Una cosa è “sostenere Kiev”, un’altra dare sempre ragione all’Ucraina. Anche quando non ne ha. È il caso della Via Crucis tenutasi ieri sera al Colosseo a cui il Papa ha pensato di far partecipare tra gli altri un ragazzo ucraino e un ragazzo russo. Decisione subito contestata dall’ambasciatore di Kiev in quello che appare quasi un delirio d’onnipotenza comunicativa dell’Ucraina.

Non bisogna avere il timore di criticare chi sbaglia, anche se veste i panni del comprensibile ruolo della vittima. Le riflessioni dei due ragazzi alla decima stazione della Via Crucis hanno solo raccontato due facce della stessa medaglia. La medaglia della guerra. Il giovane ucraino ha parlato della fuga da Mariupol invasa, del padre bloccato alla frontiera, dell’arrivo in Italia, della sua bella città distrutta. Il russo invece ha detto di sentirsi “spogliato della felicità”, non solo morale: il fratello più grande è morto in guerra e il padre e il nonno sono scomparsi al fronte. “Tutti ci dicevano che dovevamo essere orgogliosi, ma a casa c’era solo tanta sofferenza e tristezza”. Entrambi hanno chiesto a Dio di combattere il “risentimento”, il “rancore”, gli “atteggiamenti che creano divisioni”. È stato un messaggio forte, pure coraggioso se vogliamo.
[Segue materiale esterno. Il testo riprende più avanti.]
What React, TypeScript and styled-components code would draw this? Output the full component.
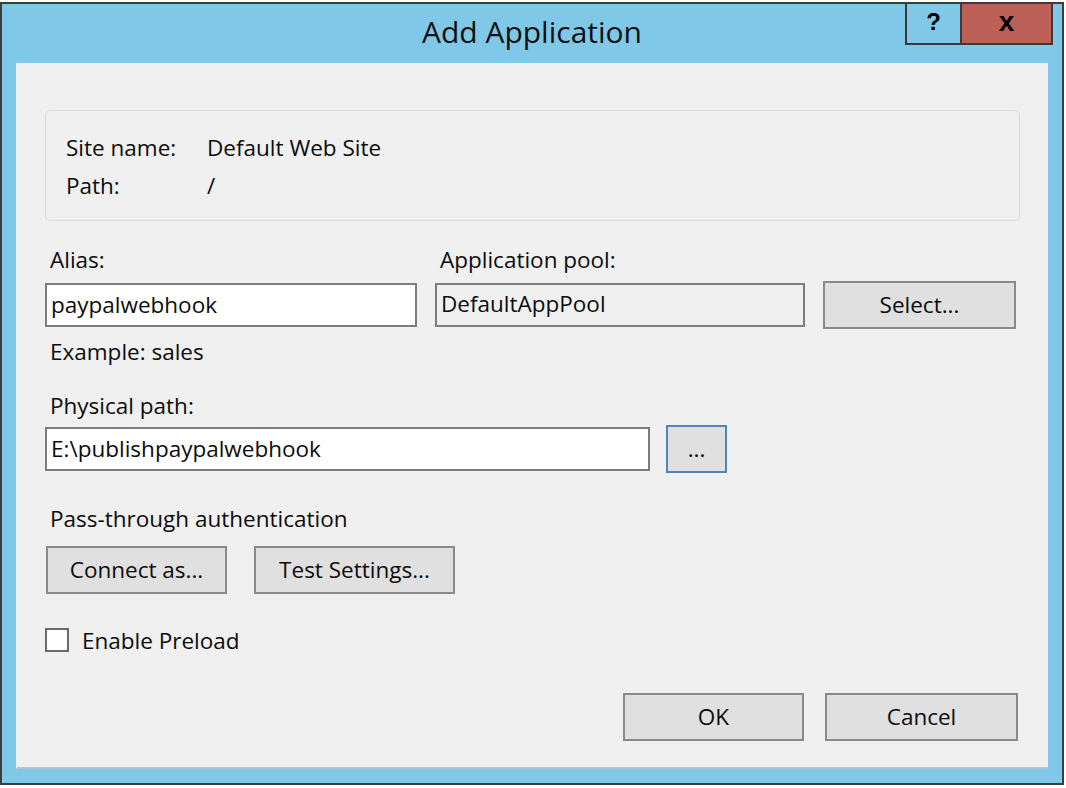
import React, { FC, ReactNode } from "react";
import styled, { createGlobalStyle } from "styled-components";

// Styles
const GlobalStyle = createGlobalStyle`
  body {
    margin: 0;
    background: #ffffff;
    font-family: "Open Sans", "Noto Sans", "Liberation Sans", sans-serif;
    color: #0c0c0c;
  }
`;

const StyledWindow = styled.div`
  box-sizing: border-box;
  width: 1064px;
  height: 783px;
  margin-top: 2px;
  border: 2px solid #3d3d3d;
  background: #7fc8e7;
  display: flex;
  flex-direction: column;
`;

const StyledTitleBar = styled.div`
  height: 59px;
  display: grid;
  grid-template-columns: 1fr auto 1fr;
`;

const StyledTitle = styled.div`
  grid-column: 2;
  align-self: center;
  font-size: 30px;
  line-height: 36px;
  color: #101010;
  margin-top: -3px;
`;

const StyledCaptionButtons = styled.div`
  grid-column: 3;
  justify-self: end;
  align-self: start;
  display: flex;
  margin-right: 9px;
  margin-top: -1px;
  border: 2px solid #3a3a3a;
  border-top-width: 1px;
  height: 39px;
`;

const StyledCaptionButton = styled.div<{ $close?: boolean }>`
  display: flex;
  align-items: center;
  justify-content: center;
  width: ${(p) => (p.$close ? "91px" : "53px")};
  background: ${(p) => (p.$close ? "#bc6057" : "#7fc8e7")};
  border-left: ${(p) => (p.$close ? "2px solid #3a3a3a" : "none")};
  font-family: "Liberation Sans", Arial, sans-serif;
  font-weight: bold;
  font-size: ${(p) => (p.$close ? "28px" : "24px")};
  color: #000000;
  padding-bottom: 4px;
  box-sizing: border-box;
`;

const StyledClient = styled.div`
  flex: 1;
  margin: 0 14px 14px 14px;
  background: #f0f0f0;
  border-left: 1px solid #e6f2f8;
  border-bottom: 2px solid #a9c7d6;
  padding: 47px 28px 0 28px;
  display: flex;
  flex-direction: column;
  font-size: 22.5px;
`;

const StyledGroupBox = styled.div`
  box-sizing: border-box;
  height: 111px;
  border: 1px solid #d9dde0;
  border-radius: 5px;
  padding: 17px 20px 0 20px;
  display: grid;
  grid-template-columns: 141px 1fr;
  grid-auto-rows: 38px;
  align-items: center;
`;

const StyledLabel = styled.div<{ $top: number; $indent?: number }>`
  line-height: 30px;
  height: 30px;
  margin-top: ${(p) => p.$top}px;
  padding-left: ${(p) => p.$indent ?? 5}px;
  white-space: nowrap;
`;

const StyledFieldGrid = styled.div`
  margin-top: 24px;
  display: grid;
  grid-template-columns: 372px 370px 193px;
  column-gap: 18px;
  row-gap: 6px;
  align-items: center;
`;

const StyledGridLabel = styled.div`
  line-height: 30px;
  padding-left: 5px;
  white-space: nowrap;
`;

const StyledInput = styled.div<{ $readOnly?: boolean; $width?: number }>`
  box-sizing: border-box;
  height: 44px;
  width: ${(p) => (p.$width ? `${p.$width}px` : "auto")};
  border: 2px solid #7d7d7d;
  background: ${(p) => (p.$readOnly ? "#f0f0f0" : "#ffffff")};
  padding: 0 4px;
  display: flex;
  align-items: center;
  padding-bottom: ${(p) => (p.$readOnly ? "4px" : "1px")};
  white-space: nowrap;
`;

const StyledButton = styled.div<{ $width?: number; $focused?: boolean }>`
  box-sizing: border-box;
  height: 48px;
  width: ${(p) => (p.$width ? `${p.$width}px` : "auto")};
  border: 2px solid ${(p) => (p.$focused ? "#4f86b7" : "#8a8a8a")};
  background: #e0e0e0;
  display: flex;
  align-items: center;
  justify-content: center;
  padding-bottom: 2px;
  white-space: nowrap;
`;

const StyledPathRow = styled.div`
  margin-top: 4px;
  display: flex;
  align-items: center;
  gap: 16px;
`;

const StyledButtonRow = styled.div<{ $top: number; $end?: boolean }>`
  margin-top: ${(p) => p.$top}px;
  display: flex;
  gap: ${(p) => (p.$end ? "21px" : "27px")};
  justify-content: ${(p) => (p.$end ? "flex-end" : "flex-start")};
  padding-right: ${(p) => (p.$end ? "2px" : "0")};
  padding-left: ${(p) => (p.$end ? "0" : "1px")};
`;

const StyledCheckRow = styled.div`
  margin-top: 31px;
  height: 30px;
  display: flex;
  align-items: center;
  gap: 13px;
`;

const StyledCheckbox = styled.span`
  box-sizing: border-box;
  width: 24px;
  height: 24px;
  border: 2px solid #6a6a6a;
  background: #ffffff;
`;

// Props
interface IGroupRowProps {
  label: string;
  children?: ReactNode;
}

const GroupRow: FC<IGroupRowProps> = ({ label, children = undefined }) => {
  return (
    <>
      <span>{label}</span>
      <span>{children}</span>
    </>
  );
};

const App: FC = () => {
  return (
    <>
      <GlobalStyle />
      <StyledWindow>
        <StyledTitleBar>
          <StyledTitle>Add Application</StyledTitle>
          <StyledCaptionButtons>
            <StyledCaptionButton>?</StyledCaptionButton>
            <StyledCaptionButton $close>x</StyledCaptionButton>
          </StyledCaptionButtons>
        </StyledTitleBar>
        <StyledClient>
          <StyledGroupBox>
            <GroupRow label="Site name:">Default Web Site</GroupRow>
            <GroupRow label="Path:">/</GroupRow>
          </StyledGroupBox>

          <StyledFieldGrid>
            <StyledGridLabel>Alias:</StyledGridLabel>
            <StyledGridLabel>Application pool:</StyledGridLabel>
            <span />
            <StyledInput>paypalwebhook</StyledInput>
            <StyledInput $readOnly>DefaultAppPool</StyledInput>
            <StyledButton>Select...</StyledButton>
          </StyledFieldGrid>

          <StyledLabel $top={8}>Example: sales</StyledLabel>
          <StyledLabel $top={24}>Physical path:</StyledLabel>
          <StyledPathRow>
            <StyledInput $width={605}>E:\publishpaypalwebhook</StyledInput>
            <StyledButton $width={61} $focused>
              ...
            </StyledButton>
          </StyledPathRow>

          <StyledLabel $top={31}>Pass-through authentication</StyledLabel>
          <StyledButtonRow $top={12}>
            <StyledButton $width={181}>Connect as...</StyledButton>
            <StyledButton $width={201}>Test Settings...</StyledButton>
          </StyledButtonRow>

          <StyledCheckRow>
            <StyledCheckbox />
            <span>Enable Preload</span>
          </StyledCheckRow>

          <StyledButtonRow $top={38} $end>
            <StyledButton $width={181}>OK</StyledButton>
            <StyledButton $width={193}>Cancel</StyledButton>
          </StyledButtonRow>
        </StyledClient>
      </StyledWindow>
    </>
  );
};

export default App;
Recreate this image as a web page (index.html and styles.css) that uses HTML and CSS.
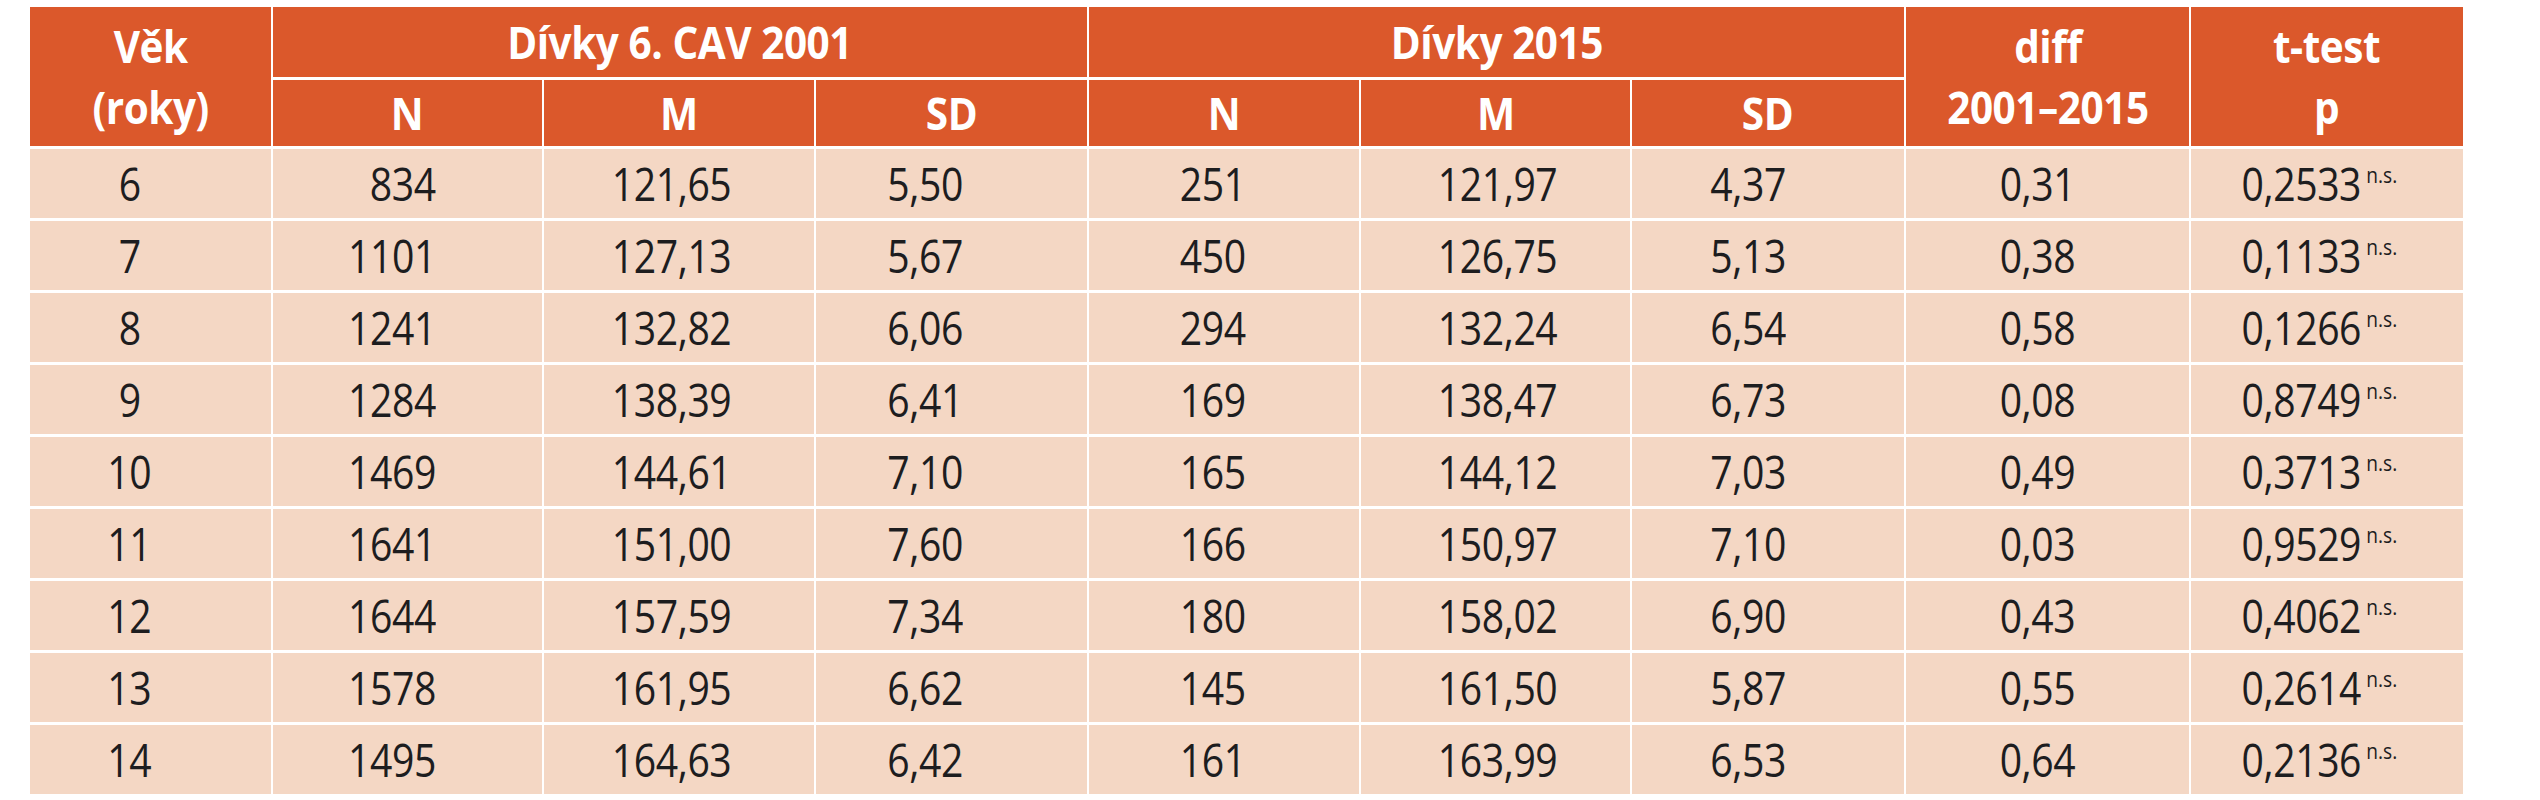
FILE: index.html
```html
<!DOCTYPE html>
<html lang="cs">
<head>
<meta charset="utf-8">
<title>Dívky 6. CAV 2001 vs 2015</title>
<link rel="stylesheet" href="styles.css">
</head>
<body>
<table class="data">
  <colgroup>
    <col class="c-age">
    <col class="c-n">
    <col class="c-m">
    <col class="c-sd">
    <col class="c-n2">
    <col class="c-m2">
    <col class="c-sd2">
    <col class="c-diff">
    <col class="c-p">
  </colgroup>
  <thead>
    <tr class="h1">
      <th rowspan="2" class="two"><span class="v">Věk<br>(roky)</span></th>
      <th colspan="3"><span class="v">Dívky 6. CAV 2001</span></th>
      <th colspan="3"><span class="v">Dívky 2015</span></th>
      <th rowspan="2" class="two"><span class="v">diff<br>2001–2015</span></th>
      <th rowspan="2" class="two"><span class="v">t-test<br>p</span></th>
    </tr>
    <tr class="h2">
      <th><span class="v">N</span></th><th><span class="v">M</span></th><th><span class="v">SD</span></th>
      <th><span class="v">N</span></th><th><span class="v">M</span></th><th><span class="v">SD</span></th>
    </tr>
  </thead>
  <tbody>
    <tr><td class="age"><span class="v">6</span></td><td class="n"><span class="v">834</span></td><td class="m"><span class="v">121,65</span></td><td class="sd"><span class="v">5,50</span></td><td class="n2"><span class="v">251</span></td><td class="m2"><span class="v">121,97</span></td><td class="sd2"><span class="v">4,37</span></td><td class="diff"><span class="v">0,31</span></td><td class="p"><span class="v">0,2533<sup>n.s.</sup></span></td></tr>
    <tr><td class="age"><span class="v">7</span></td><td class="n"><span class="v">1101</span></td><td class="m"><span class="v">127,13</span></td><td class="sd"><span class="v">5,67</span></td><td class="n2"><span class="v">450</span></td><td class="m2"><span class="v">126,75</span></td><td class="sd2"><span class="v">5,13</span></td><td class="diff"><span class="v">0,38</span></td><td class="p"><span class="v">0,1133<sup>n.s.</sup></span></td></tr>
    <tr><td class="age"><span class="v">8</span></td><td class="n"><span class="v">1241</span></td><td class="m"><span class="v">132,82</span></td><td class="sd"><span class="v">6,06</span></td><td class="n2"><span class="v">294</span></td><td class="m2"><span class="v">132,24</span></td><td class="sd2"><span class="v">6,54</span></td><td class="diff"><span class="v">0,58</span></td><td class="p"><span class="v">0,1266<sup>n.s.</sup></span></td></tr>
    <tr><td class="age"><span class="v">9</span></td><td class="n"><span class="v">1284</span></td><td class="m"><span class="v">138,39</span></td><td class="sd"><span class="v">6,41</span></td><td class="n2"><span class="v">169</span></td><td class="m2"><span class="v">138,47</span></td><td class="sd2"><span class="v">6,73</span></td><td class="diff"><span class="v">0,08</span></td><td class="p"><span class="v">0,8749<sup>n.s.</sup></span></td></tr>
    <tr><td class="age"><span class="v">10</span></td><td class="n"><span class="v">1469</span></td><td class="m"><span class="v">144,61</span></td><td class="sd"><span class="v">7,10</span></td><td class="n2"><span class="v">165</span></td><td class="m2"><span class="v">144,12</span></td><td class="sd2"><span class="v">7,03</span></td><td class="diff"><span class="v">0,49</span></td><td class="p"><span class="v">0,3713<sup>n.s.</sup></span></td></tr>
    <tr><td class="age"><span class="v">11</span></td><td class="n"><span class="v">1641</span></td><td class="m"><span class="v">151,00</span></td><td class="sd"><span class="v">7,60</span></td><td class="n2"><span class="v">166</span></td><td class="m2"><span class="v">150,97</span></td><td class="sd2"><span class="v">7,10</span></td><td class="diff"><span class="v">0,03</span></td><td class="p"><span class="v">0,9529<sup>n.s.</sup></span></td></tr>
    <tr><td class="age"><span class="v">12</span></td><td class="n"><span class="v">1644</span></td><td class="m"><span class="v">157,59</span></td><td class="sd"><span class="v">7,34</span></td><td class="n2"><span class="v">180</span></td><td class="m2"><span class="v">158,02</span></td><td class="sd2"><span class="v">6,90</span></td><td class="diff"><span class="v">0,43</span></td><td class="p"><span class="v">0,4062<sup>n.s.</sup></span></td></tr>
    <tr><td class="age"><span class="v">13</span></td><td class="n"><span class="v">1578</span></td><td class="m"><span class="v">161,95</span></td><td class="sd"><span class="v">6,62</span></td><td class="n2"><span class="v">145</span></td><td class="m2"><span class="v">161,50</span></td><td class="sd2"><span class="v">5,87</span></td><td class="diff"><span class="v">0,55</span></td><td class="p"><span class="v">0,2614<sup>n.s.</sup></span></td></tr>
    <tr><td class="age"><span class="v">14</span></td><td class="n"><span class="v">1495</span></td><td class="m"><span class="v">164,63</span></td><td class="sd"><span class="v">6,42</span></td><td class="n2"><span class="v">161</span></td><td class="m2"><span class="v">163,99</span></td><td class="sd2"><span class="v">6,53</span></td><td class="diff"><span class="v">0,64</span></td><td class="p"><span class="v">0,2136<sup>n.s.</sup></span></td></tr>
  </tbody>
</table>
</body>
</html>
```
FILE: styles.css
```css
html, body {
  margin: 0;
  padding: 0;
  background: #ffffff;
}

body {
  padding: 7px 0 0 30px;
  font-family: "Open Sans", "Noto Sans", "Liberation Sans", sans-serif;
  color: #1d1d1f;
}

.data {
  border-collapse: collapse;
  table-layout: fixed;
  width: 2433px;
  font-size: 45px;
  letter-spacing: -0.5px;
}

.c-age  { width: 242px; }
.c-n    { width: 271px; }
.c-m    { width: 272px; }
.c-sd   { width: 273px; }
.c-n2   { width: 272px; }
.c-m2   { width: 271px; }
.c-sd2  { width: 274px; }
.c-diff { width: 285px; }
.c-p    { width: 273px; }

.data th,
.data td {
  padding: 0;
  border-left: 2px solid #ffffff;
  border-right: 2px solid #ffffff;
  border-bottom: 3px solid #ffffff;
  vertical-align: middle;
  white-space: nowrap;
  line-height: 1;
}

.data tr > :first-child { border-left: 0; }
.data tr > :last-child { border-right: 0; }
.data tbody tr:last-child td { border-bottom: 0; }

/* condensed look of the original typeface */
.v {
  display: inline-block;
  transform: scaleX(0.87);
  transform-origin: center center;
}

.data th {
  background: #db582b;
  color: #ffffff;
  font-weight: 700;
  text-align: center;
}

.data th .v { transform: scaleX(0.9); }

.h1 { height: 71px; }
.h2 { height: 69px; }

.data th.two {
  line-height: 61px;
}

.data td {
  background: #f4d7c4;
  height: 69px;
  text-align: right;
}

.data td.age  { text-align: center; padding-right: 42px; }
.data td.n    { padding-right: 106px; }
.data td.m    { padding-right: 83px; }
.data td.sd   { padding-right: 124px; }
.data td.n2   { padding-right: 113px; }
.data td.m2   { padding-right: 73px; }
.data td.sd2  { padding-right: 118px; }
.data td.diff { text-align: center; padding-right: 20px; }
.data td.p    { text-align: center; padding-right: 16px; }

.data td.n .v,
.data td.m .v,
.data td.sd .v,
.data td.n2 .v,
.data td.m2 .v,
.data td.sd2 .v {
  transform-origin: right center;
}

.data sup {
  font-size: 22px;
  letter-spacing: 0;
  vertical-align: 0;
  position: relative;
  top: -18px;
  margin-left: 6px;
}
```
Ma non è piaciuto a Kiev.

L’ambasciatore ucraino presso la Santa Sede, un po’ come fece nel 2022, si è lamentato pubblicamente. Per Andrii Yurash il giovane russo dimentica di precisare “che i suoi parenti sono andati in Ucraina per uccidere non solo il padre del ragazzo ucraino, ma tutta la sua famiglia e non viceversa”. Che errore fare di tutta l’erba un fascio. Che errore trasferire le colpe dei governanti su tutto il popolo. Che errore non comprendere come anche oltre frontiera possa esserci dolore, sofferenza, morte. È la stessa identica svista commessa da alcuni in Europa convinti che per combattere il Cremlino fosse necessario attuare una sorta di damnatio memoriae della Russia: cacciare i direttori d’orchestra, inibire gli artisti moscoviti, vietare Dostoevskij. Ma se le colpe dei padri non ricadono sui figli, allora è vero pure che le colpe dei leader non dovrebbero abbattersi sul popolo che le subisce.

Perché il Vaticano avrebbe dovuto escludere la testimonianza del giovane russo? Che colpe può mai avere quel ragazzo che era al Colosseo per chiedere pace? Questo non significa affermare che Zelensky non abbia il diritto di difendersi. E di farlo finché crede. Ma è quando scompare la pietà e tutto si trasforma in battaglia mediatica, militare e politica che si comprende come la guerra sarà lunga e sanguinosa. Purtroppo.